The idea that chemicals were the conduit between neurons was not a popular one, however—especially among neurophysiologists, who thought this mode of transmission would be too slow. In a short but important chapter, Valenstein uncovers the professional differences between neurophysiologists and pharmacologists, noting how these differences played a role in the war between "the soups and the sparks"—between those who argued for chemical transmission and those who supported electrical transmission. Neurophysiologists saw themselves as practicing an elevated discipline, and they looked down on pharmacological work as labor carried out with "spit, sweat, snot, and urine."
The tension between these very different disciplines, which receives only limited attention in this book, formed an important reason for the slow acceptance of a neurohumoral theory of transmission. Valenstein does discuss the views of the prominent neurophysiologist John Eccles, but the sparks side of the "soups and sparks" debate takes a backseat to the careers and life stories of Loewi, Dale and Walter Cannon, the pioneers of the neurohumoral theory.
Even after neurohumoral transmission had been established for nerve stimulation of various organs such as the heart, there was still a good deal of hesitation to ascribe similar mechanisms of transmission to the brain. By the 1950s, a number of different monoamines, such as adrenaline and serotonin, had been found in the brain, and the electron microscope revealed vesicles in the axon that looked like possible containers for neurotransmitters. Despite such findings, however, few drew the conclusion that brain synapses were crossed by chemicals. It would take another decade to track neurotransmitter action across brain synapses and for neurohumoral secretion in the brain to become accepted. It remains puzzling why such findings were so slow in coming, a point Valenstein underscores but does not fully explain.
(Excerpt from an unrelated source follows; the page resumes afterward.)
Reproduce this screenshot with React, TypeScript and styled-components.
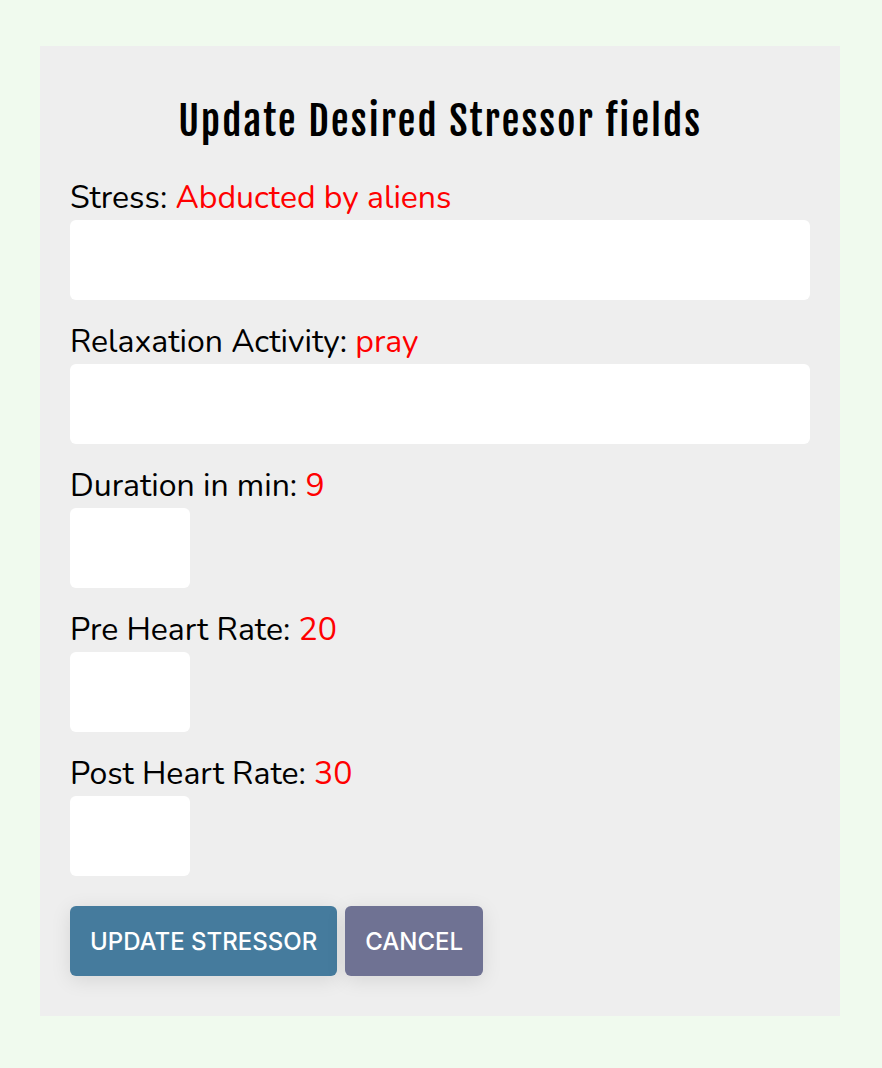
import React from "react";
import styled, { createGlobalStyle } from "styled-components";

const GlobalStyle = createGlobalStyle`
  *, *::before, *::after { box-sizing: border-box; }
  body {
    margin: 0;
    background: #f0faee;
    color: #000;
    font-family: "Nunito", "Open Sans", "Noto Sans", sans-serif;
    font-size: 32px;
  }
`;

const Page = styled.main`
  min-height: 100vh;
  padding: 46px 42px 52px 40px;
`;

const Form = styled.form`
  display: flex;
  flex-direction: column;
  padding: 40px 30px;
  background: #eee;
`;

const Title = styled.h2`
  margin: 0 0 24px;
  text-align: center;
  font-family: "Fjalla One", "Open Sans", sans-serif;
  font-size: 40px;
  font-weight: 400;
  letter-spacing: 2px;
  line-height: 70px;
`;

const Field = styled.div`
  display: flex;
  flex-direction: column;
  gap: 4px;
  margin-bottom: 24px;
`;

const Label = styled.label`
  line-height: 36px;
`;

const Current = styled.span`
  color: #ff0000;
`;

const Input = styled.input<{ $short?: boolean }>`
  width: ${(p) => (p.$short ? "120px" : "100%")};
  height: 80px;
  padding: 0 20px;
  border: 0;
  border-radius: 6px;
  background: #fff;
  font: inherit;
`;

const Actions = styled.div`
  display: flex;
  gap: 8px;
  margin-top: 6px;
`;

const Button = styled.button<{ $tone: string }>`
  height: 70px;
  padding: 0 20px;
  border: 0;
  border-radius: 6px;
  background: ${(p) => p.$tone};
  box-shadow: 0 4px 20px rgba(0, 0, 0, 0.1);
  color: #fff;
  font-family: Inter, sans-serif;
  font-size: 24px;
  font-weight: 500;
  text-transform: uppercase;
`;

const fields = [
  { id: "stress", label: "Stress", value: "Abducted by aliens" },
  { id: "activity", label: "Relaxation Activity", value: "pray" },
  { id: "duration", label: "Duration in min", value: "9", short: true },
  { id: "pre", label: "Pre Heart Rate", value: "20", short: true },
  { id: "post", label: "Post Heart Rate", value: "30", short: true },
];

export default function App() {
  return (
    <>
      <GlobalStyle />
      <Page>
        <Form onSubmit={(e) => e.preventDefault()}>
          <Title>Update Desired Stressor fields</Title>
          {fields.map((f) => (
            <Field key={f.id}>
              <Label htmlFor={f.id}>
                {f.label}: <Current>{f.value}</Current>
              </Label>
              <Input id={f.id} type="text" $short={f.short} />
            </Field>
          ))}
          <Actions>
            <Button type="submit" $tone="#457b9d">Update Stressor</Button>
            <Button type="button" $tone="#6f7293">Cancel</Button>
          </Actions>
        </Form>
      </Page>
    </>
  );
}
These two books solidly document the personal and professional lives of scientific "winners." Yet it is important to heed the final cautionary notes of the respective authors: Even as chemical transmission has now been established as the rule in neuronal communication, there are a small number of instances (in the retina, for example) in which neurons communicate directly through electrical transmission, without a gap but with protoplasm stretched between neuronal membranes, the so-called gap junction. Stories, then, of overcoming outdated assumptions, when viewed over the course of time and further research, can sometimes demonstrate that the losers were partially right, their views becoming a special case rather than the general one.
One drawback of histories such as these, which sharply focus on the heroic successes in neuroscience, is that they obscure the rationale and stakes for the different scientific viewpoints held at the time. That said, however, these books are, in the end, aimed less at charting the contours of broad scientific debate than at documenting creative leaps in the process of scientific discovery.